Sunday, April 26, 2009

5 Things You Didn't Know: Garbage

By Ross Bonander from Askmen.com

Trash - Credit: iStockphoto.com

Today is Earth Day, and the environmental movement is turning 39 years old. What began as a grassroots campaign to put the interests of planet Earth on the national agenda in America has grown into a global cause with deep, sprawling roots in ecology, advocacy, sustainability, and of course, politics. But at its most fundamental, today is about a wholly unavoidable aspect of life on Earth: waste.

Every biological organism has a pressing need to consume in order to stay alive, but conservation laws require a balanced equation: Consumption will result in waste. Or trash, litter or garbage -- what you call it isn't as important as where you put it: in streets, streams, habitats, the atmosphere, and sometimes in places it might even belong, such as landfills.

But landfills aren't merely incidental and oversize trash heaps; just the opposite. Landfills are complex engineering projects that require a number of years and a few million dollars to see to fruition. Even when they get that far, they're not the most environmentally friendly solution to the problem.

On that cheerful note, let's celebrate Earth Day by looking at five things you didn't know about garbage.


1- Garbage has its own patch in the Pacific Ocean

The first thing you didn't know about garbage is a nasty thing to think about: In one region of the Pacific, the discarded plastic garbage bobbing around is so prevalent that it outweighs the surface zooplankton population by a factor of 6 to 1, according to a study by the Algalita Marine Research Foundation (AMRF). This region is foully referred to as the Great Pacific Garbage Patch, which happens to sound like the title of the most cynical Charlie Brown special of all time.

At any rate, the AMRF believes that the whole world's oceans may contain as much as 100 million tons of plastic debris.


2- Garbage is all over Mount Everest

You would never know it by looking at the majestic, snow-white contours of the world's highest peak, but the people who spend time there are colossal slobs.

The well-trodden but challenging paths up the mountain are notoriously filthy; the most frequently encountered bit of garbage is a discarded oxygen tank, but over the years climbers have been known to discard plenty of other gear on the mountain as well.

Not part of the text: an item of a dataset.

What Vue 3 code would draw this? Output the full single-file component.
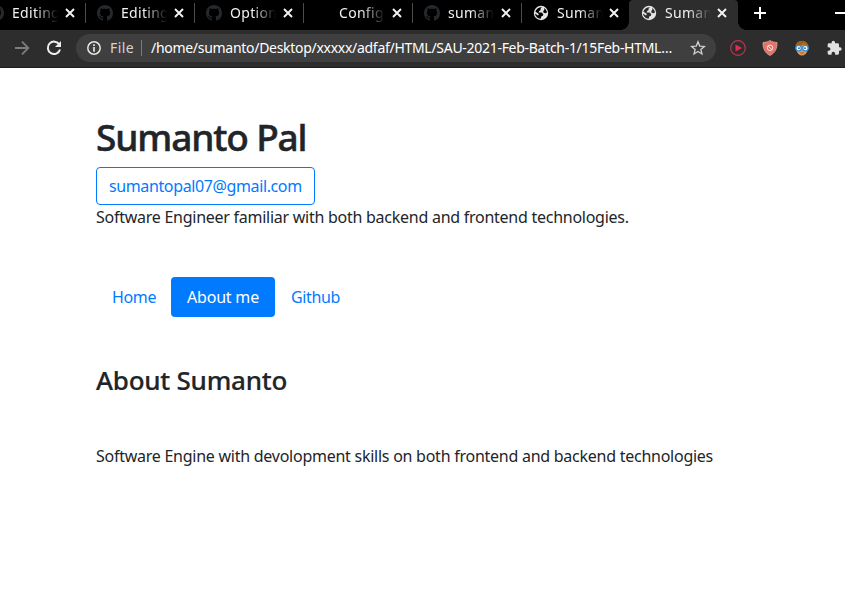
<script setup>
const tabs = [
  { title: 'Editing', icon: 'github', width: 109 },
  { title: 'Editing', icon: 'github', width: 109 },
  { title: 'Option', icon: 'github', width: 109 },
  { title: 'Config', icon: '', width: 109 },
  { title: 'suman', icon: 'github', width: 109 },
  { title: 'Suman', icon: 'globe', width: 108 },
  { title: 'Suman', icon: 'globe', width: 109, active: true },
]
const links = [
  { label: 'Home', cls: 'home' },
  { label: 'About me', cls: 'about active' },
  { label: 'Github', cls: 'github' },
]
</script>

<template>
  <div class="window">
    <header class="tabstrip">
      <div
        v-for="(tab, i) in tabs"
        :key="i"
        class="tab"
        :class="{ active: tab.active, divided: i > 0 && i < 6, web: tab.icon === 'globe' }"
        :style="{ width: tab.width + 'px' }"
      >
        <span class="favicon">
          <svg v-if="tab.icon === 'github'" width="16" height="16" viewBox="0 0 16 16">
            <path fill="#24292e" d="M8 0C3.58 0 0 3.58 0 8c0 3.54 2.29 6.53 5.47 7.59.4.07.55-.17.55-.38 0-.19-.01-.82-.01-1.49-2.01.37-2.53-.49-2.69-.94-.09-.23-.48-.94-.82-1.13-.28-.15-.68-.52-.01-.53.63-.01 1.08.58 1.23.82.72 1.21 1.87.87 2.33.66.07-.52.28-.87.51-1.07-1.78-.2-3.64-.89-3.64-3.95 0-.87.31-1.59.82-2.15-.08-.2-.36-1.02.08-2.12 0 0 .67-.21 2.2.82.64-.18 1.32-.27 2-.27s1.36.09 2 .27c1.53-1.04 2.2-.82 2.2-.82.44 1.1.16 1.92.08 2.12.51.56.82 1.27.82 2.15 0 3.07-1.87 3.75-3.65 3.95.29.25.54.73.54 1.48 0 1.07-.01 1.93-.01 2.2 0 .21.15.46.55.38A8.01 8.01 0 0 0 16 8c0-4.42-3.58-8-8-8z" />
          </svg>
          <svg v-else-if="tab.icon === 'globe'" width="16" height="16" viewBox="0 0 16 16">
            <circle cx="8" cy="8" r="7.2" fill="#e4e5e7" />
            <path :fill="tab.active ? '#2d2d2d' : '#000'" d="M9 2.200 7.600 3.600v1.300L6.200 6 5.500 7.600h3.200l1.600 1.700-.4 1.500-1.700.6-.5 2.300C4.500 13.600 2.200 11.200 2.100 8.600l2.800 2 1-.8L5 8.200 2.400 6.700C3.100 3.900 5.700 2 9 2.200zM11 3.100c1.800 1 2.900 2.800 2.900 4.700l-1.800.5-1.700-.8-.2-1.400 1.200-1z" />
          </svg>
        </span>
        <span class="title">{{ tab.title }}</span>
        <svg class="close" width="10" height="10" viewBox="0 0 10 10"><path d="M1 1l8 8M9 1L1 9" stroke="#f4f4f4" stroke-width="1.9" /></svg>
      </div>
      <svg class="plus" width="12" height="12" viewBox="0 0 12 12"><path d="M6 0v12M0 6h12" stroke="#fff" stroke-width="2" /></svg>
      <span class="minimize"></span>
    </header>

    <div class="toolbar">
      <svg class="forward" width="16" height="16" viewBox="0 0 16 16"><path d="M1 8h13M8 1.700L14.300 8 8 14.300" fill="none" stroke="#7d7d7d" stroke-width="1.800" /></svg>
      <svg class="reload" width="16" height="16" viewBox="0 0 16 16">
        <path d="M13.400 4.700A6.200 6.200 0 1 0 14 9.500" fill="none" stroke="#eee" stroke-width="2" /><path d="M15 1v6H9z" fill="#eee" />
      </svg>
      <div class="omnibox">
        <svg class="info" width="16" height="16" viewBox="0 0 16 16">
          <circle cx="8" cy="8" r="6.200" fill="none" stroke="#e6e6e6" stroke-width="1.500" /><path d="M8 4.300v1.700M8 7v4.700" stroke="#e6e6e6" stroke-width="1.700" />
        </svg>
        <span class="scheme">File</span>
        <span class="rule"></span>
        <span class="url">/home/sumanto/Desktop/xxxxx/adfaf/HTML/SAU-2021-Feb-Batch-1/15Feb-HTML…</span>
        <svg class="star" width="16" height="16" viewBox="0 0 16 16"><path d="M8 1.800l1.750 4.300 4.650.35-3.550 3 1.100 4.500L8 11.500l-3.950 2.450 1.100-4.500-3.550-3 4.650-.35z" fill="none" stroke="#d2d2d2" stroke-width="1.300" /></svg>
      </div>
      <div class="extensions">
        <svg width="16" height="16" viewBox="0 0 16 16"><circle cx="8" cy="8" r="7.300" fill="none" stroke="#bd3550" stroke-width="1.200" /><path d="M5.500 4.500L12 8l-6.500 3.500z" fill="#d83250" /></svg>
        <svg width="16" height="16" viewBox="0 0 16 16">
          <path d="M8 .5c2 1.400 4.400 1.900 7 2C15.200 8.500 13.200 12.800 8 15.500 2.800 12.800.8 8.500 1 2.500 3.600 2.400 6 1.900 8 .5z" fill="#e57368" stroke="#d9a49e" stroke-width=".8" />
          <circle cx="8" cy="7.800" r="2.800" fill="none" stroke="#f8dfdc" stroke-width="1" /><path d="M6 5.900l4 3.900" stroke="#f8dfdc" />
        </svg>
        <svg width="16" height="16" viewBox="0 0 16 16">
          <path d="M1.500 9C.8 3.500 3.500.7 8 .8s7.200 3 6.500 8.200z" fill="#98601f" />
          <path d="M2.500 6.500L10 4l3.500 3v3.500C12.500 14 10.500 15.500 8 15.500S3.500 14 2.500 10.500z" fill="#dc9858" />
          <path d="M2 6.500Q8 6 10 3q1.500 2.500 4 4" stroke="#a76b28" stroke-width="1.500" fill="none" />
          <circle cx="4.600" cy="8.200" r="2.700" fill="#f3faff" stroke="#2b8de0" stroke-width="1.200" /><circle cx="11.400" cy="8.200" r="2.700" fill="#f3faff" stroke="#2b8de0" stroke-width="1.200" />
          <circle cx="5" cy="8.200" r=".9" fill="#1764a8" /><circle cx="11" cy="8.200" r=".9" fill="#1764a8" />
          <path d="M6.300 13h3.500" stroke="#a85f32" />
        </svg>
        <svg width="16" height="16" viewBox="0 0 24 24"><path fill="#e1e1e1" d="M21 11h-1.500V7c0-1.100-.9-2-2-2h-4V3.500a2.500 2.500 0 0 0-5 0V5h-4c-1.100 0-2 .9-2 2v3.800H4a2.700 2.700 0 0 1 0 5.400H2.500V20c0 1.100.9 2 2 2h3.800v-1.500a2.700 2.700 0 0 1 5.400 0V22h3.800c1.100 0 2-.9 2-2v-4H21a2.500 2.500 0 0 0 0-5z" /></svg>
      </div>
    </div>

    <main class="page">
      <h1>Sumanto Pal</h1>
      <a class="mail">sumantopal07@gmail.com</a>
      <p class="tagline">Software Engineer familiar with both backend and frontend technologies.</p>
      <nav>
        <a v-for="link in links" :key="link.label" :class="link.cls">{{ link.label }}</a>
      </nav>
      <h2>About Sumanto</h2>
      <p class="bio">Software Engine with devolopment skills on both frontend and backend technologies</p>
    </main>
  </div>
</template>

<style>
body { margin: 0; background: #fff; overflow: hidden; }
</style>

<style scoped>
.window { width: 845px; height: 615px; overflow: hidden; font-family: "Noto Sans", "Open Sans", sans-serif; font-size: 16px; color: #212529; }
.window * { box-sizing: border-box; }
svg { display: block; flex: none; }
.tabstrip { display: flex; height: 30px; background: #000; overflow: hidden; }
.tab { position: relative; display: flex; align-items: center; flex: none; height: 30px; padding: 0 0 4px 12px; color: #f1f1f1; }
.tab:first-child { margin-left: -24px; }
.tab.divided::before { content: ""; position: absolute; left: 0; top: 3px; width: 1px; height: 20px; background: #4b4b4b; }
.favicon { width: 16px; height: 16px; flex: none; margin-right: 8px; }
.title { width: 47px; flex: none; font-size: 14px; line-height: 20px; letter-spacing: 0.3px; overflow: hidden; white-space: nowrap; -webkit-mask-image: linear-gradient(90deg, #000 48%, transparent 98%); mask-image: linear-gradient(90deg, #000 48%, transparent 98%); }
.close { margin-left: 6px; }
.web .close { margin-left: 5px; }
.tab.active { background: #2d2d2d; border-radius: 4px 4px 0 0; }
.tab.active::before, .tab.active::after { content: ""; position: absolute; bottom: 0; width: 8px; height: 8px; }
.tab.active::before { left: -8px; background: radial-gradient(circle at 0 0, #000 7.5px, #2d2d2d 8px); }
.tab.active::after { right: -8px; background: radial-gradient(circle at 100% 0, #000 7.5px, #2d2d2d 8px); }
.plus { margin: 7px 0 0 16px; }
.minimize { margin: 12px 0 0 69px; width: 12px; height: 2px; background: #fff; flex: none; }
.toolbar { display: flex; align-items: center; height: 38px; padding: 0 0 2px 14px; background: #2d2d2d; border-bottom: 1px solid #1e1e1e; }
.reload { margin-left: 16px; }
.omnibox { display: flex; align-items: center; width: 640px; height: 28px; margin-left: 14px; padding-left: 10px; border-radius: 14px; background: #3f3f3f; font-size: 14px; line-height: 20px; flex: none; }
.scheme { width: 31px; margin-left: 8px; color: #d4d4d4; letter-spacing: 0.4px; }
.rule { width: 1px; height: 16px; background: #7a7a7a; }
.url { width: 530px; margin-left: 9px; color: #fff; white-space: nowrap; letter-spacing: -0.29px; }
.star { margin-left: 9px; }
.extensions { display: flex; gap: 16px; margin-left: 14px; }
.page { padding: 46px 96px 0; white-space: nowrap; }
h1, h2, p { margin: 0; font-weight: 500; }
h1 { font-size: 37px; line-height: 46px; height: 53px; letter-spacing: -1.15px; -webkit-text-stroke: 0.5px #212529; }
.mail { display: block; width: 219px; height: 38px; padding: 6px 12px; border: 1px solid #007bff; border-radius: 4px; color: #007bff; line-height: 24px; letter-spacing: -0.38px; }
p { font-weight: 400; line-height: 24px; }
.tagline { letter-spacing: -0.26px; }
nav { display: flex; margin-top: 48px; height: 40px; }
nav a { padding: 8px 0 8px 16px; line-height: 24px; color: #007bff; letter-spacing: -0.35px; }
.home { width: 75px; }
.about { width: 104px; }
.active { border-radius: 4px; }
nav a.active { background: #007bff; color: #fff; letter-spacing: -0.2px; }
h2 { margin-top: 47px; font-size: 26px; line-height: 32px; letter-spacing: -0.25px; -webkit-text-stroke: 0.2px #212529; }
.bio { margin-top: 48px; letter-spacing: -0.255px; }
</style>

If garbage-strewn paths weren't bad enough to spoil your leisurely hike 29,000 feet up, another frequent site will: dead people. A handful of climbers have reluctantly defied the old maxim about what goes up must come down, dying in a deep freeze at elevations too high to be retrieved safely.



3- Some garbage can live a million years or more

Another thing you didn't know about garbage is just how determined some of it is to stay garbage. The U.S. Environmental Protection Agency estimates that glass bottles require a million years to fully break down in a landfill; that plastic foam cups require over 500 years; aluminum cans between 200 and 500 years; plastic bags as many as 20 years, and cigarette butts as many as five years.

We're not sure how the EPA arrived at the figure for glass, but here's a plausible theory: In 1939, archeologists found some Homo Erectus fossils in Indonesia that dated back one million years. Is it possible that among the bones they found an empty with an expiration date?


4- Landfill garbage pollutes the air worse than carbon dioxide

Here's a sensible tip: Don't ever live near a landfill. You would be better off camping out around Chernobyl and eating the soil. Landfills have a tendency to emit a host of toxic gases into the air, and by toxic gases we actually mean cytotoxic or carcinogenic gases, like benzene and vinyl chloride. They also leak into the surrounding soils and water sources.

Furthermore, landfills produce methane -- rather, microbes produce it as they devour anything they can and emit methane as a waste product. Being lighter than air, methane works its way out of the air and into the soils or the atmosphere. Methane has a very high global warming potential (GWP), about 12 times as high as carbon dioxide.


5- Garbage and plasma could feed the grid

The last thing you didn't know about garbage is something Dr. Louis J. Circeo at the Georgia Tech Research Institute knows everything about: using plasma to obliterate garbage.

Plasma is a set of charged particles interacting with a magnetic field, and it is hotter than the surface of the sun. At a plasma arc gasification plant, plasma is put into contact with organic material, and -- poof! -- burns it into synthetic gas that's much cleaner than other burning processes. Inorganic material melts into useful construction materials.

Plasma gasification is extremely efficient; according to Dr. Circeo, incinerating your run-of-the-mill ton of landfill garbage could provide the power grid with over 800 kilowatt-hours of electricity -- several times the power needed to carry out the plasma gasification in the first place.